Quiz Question: Does water flow in or out of drain pipes?
My last few posts have been mostly about what I have done—I went here, I hiked there, I did that and so on. I think it would cool if I write a little about the crazy, random, and often humorous things that happen too.
First let’s start with the food, since I feel as though my days revolve around mealtimes here. I am fed so much by my family here, and despite the fact that they stuff me for every meal I find that I am hungry for the next when it rolls around. We students have often joked about the Tico quince, a variation of the freshman fifteen. And it just might happen.
Common foods here are gallo pinto (rice and black beans), lots of fruit and fruit juices, cheese (we IFSA-Butler students like to call it “squeaky cheese” because of the sound it makes between your teeth when you eat it), yucca (a root similar to a potato but denser) and other potato-like vegetables, bread, bananas and plantains (another type of banana) and coffee. (Apparently there are laws in Costa Rica about the caffeine content though, so the coffee here doesn’t quite have the same desired effect as the coffee in the States.)
Next let’s talk about the weather. Boring, I know, but it has a way of permeating everything. Literally. Water is water; good ol’ H2O. But I really think the chemical make-up of this very common substance is different here. I think it is wetter. I’m from a pretty wet State originally—Oregon—so I am used to rain and can usually get by with just a good water-proof coat. But here, umbrellas are a necessity and coats are often too warm to wear. I’m a very anti-umbrella person, but I eventually caved. My coat may be waterproof, but my backpack isn’t, and neither are my textbooks. Oops!
Apparently this year Costa Rica has had much more rain than usual. This has caused several floods and mudslides in almost every region of the country and several roads and highways have been washed out too, making travel difficult. Recently conditions have been so severe that Costa Rica has declared itself to be in a current state of emergency. So while I sometimes joke about the rain, it is important to know that conditions are very serious right now and many people have lost their homes and sadly some have lost their lives. We are still in the wet season, but moving into the dry season, so hopefully we have seen the worst for this year.
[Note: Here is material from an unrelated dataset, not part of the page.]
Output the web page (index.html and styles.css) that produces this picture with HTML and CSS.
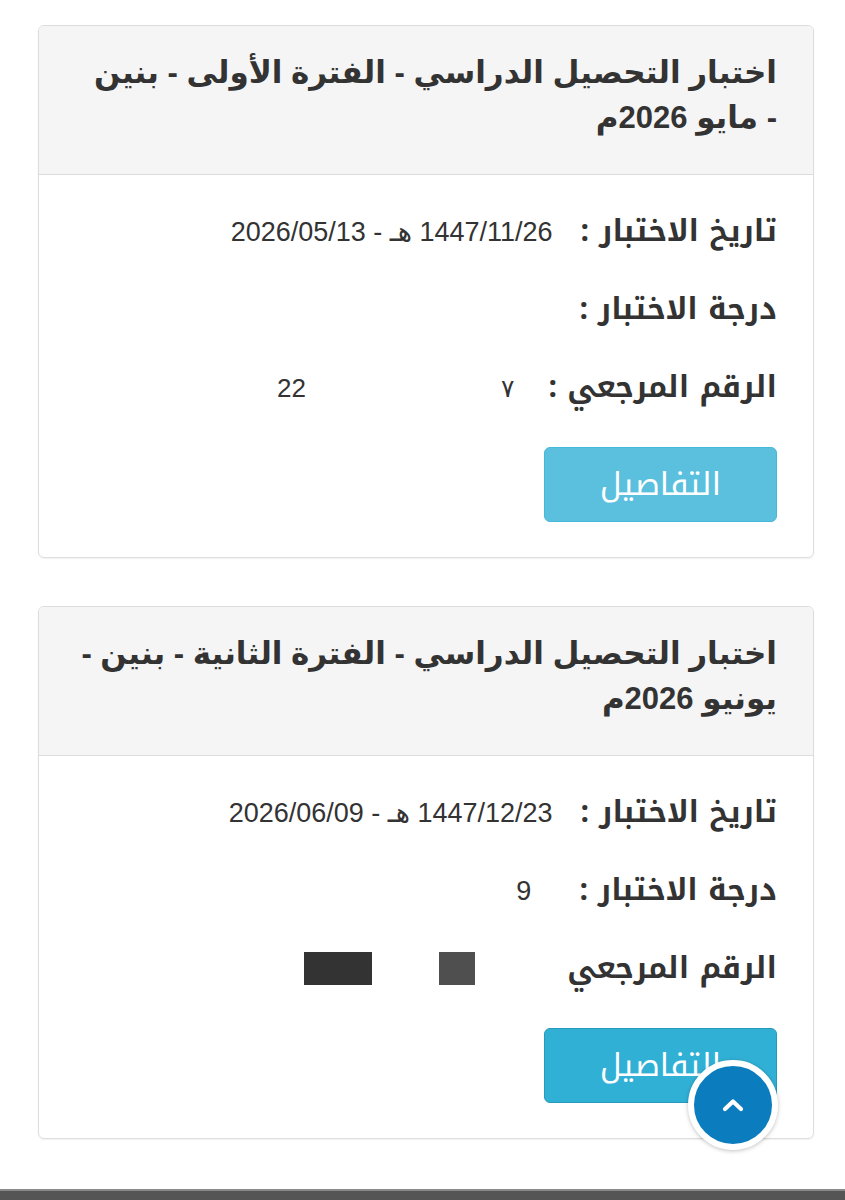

Thunderstorms occur quite often, especially during the wet season. And it rains quite heavily. But the drain pipes here don’t appear to handle the copious amounts of water too well. I didn’t read the instruction manual on drain pipes, their use, and function, but I am pretty sure water is supposed to flow into them. However, most here in Costa Rica do not follow what I thought was a basic principle. Water flows out of the drains, not into the drains. One completely sunny morning I forded a near-river of water that was flowing out of a drain and into the street.
I was told that if you are lost, try not to look like you’re lost. Great advice, but I don’t think it is physically possible, especially for gringos. And if you have walked down the same block three times, no matter how good your “I’m not lost” face is, you’re going to look lost to those standing in the shops on the street. And yes, I am speaking from personal experience and I have received some very humorous stares at times.
Showering is absolutely necessary; the climate here requires a shower at least once a day, sometimes twice a day. However, I can’t help thinking sometimes that it is completely pointless. By the time I have walked to the university in the morning I have streaks of sweat running down my face just due to the heat and humidity. Feeling sticky all day isn’t the most fun thing in the world.
Crossing the street is always an adventure. It takes a lot of skill, agility, and accurate timing. There can be no hesitation and you have to be quick, because pedestrians do not have the right-away here. We students joke that if you get hit by a car, you win. What you win is still yet to be determined—crutches most likely. And if you get hit by a bike, you get bonus points.
You also win if you get Dengue. That is a crowning achievement. For some reason, this very serious disease has become a joke among us IFSA-Butler students. If someone shows up to school feeling just the slight bit sick we automatically attribute it to Dengue and tease the individual about how miserable he/she is going to feel over the next few weeks. Luckily, no one has won that game yet either.
There are numerous other oddities here. These are the most common. I hope one or two of them made you giggle.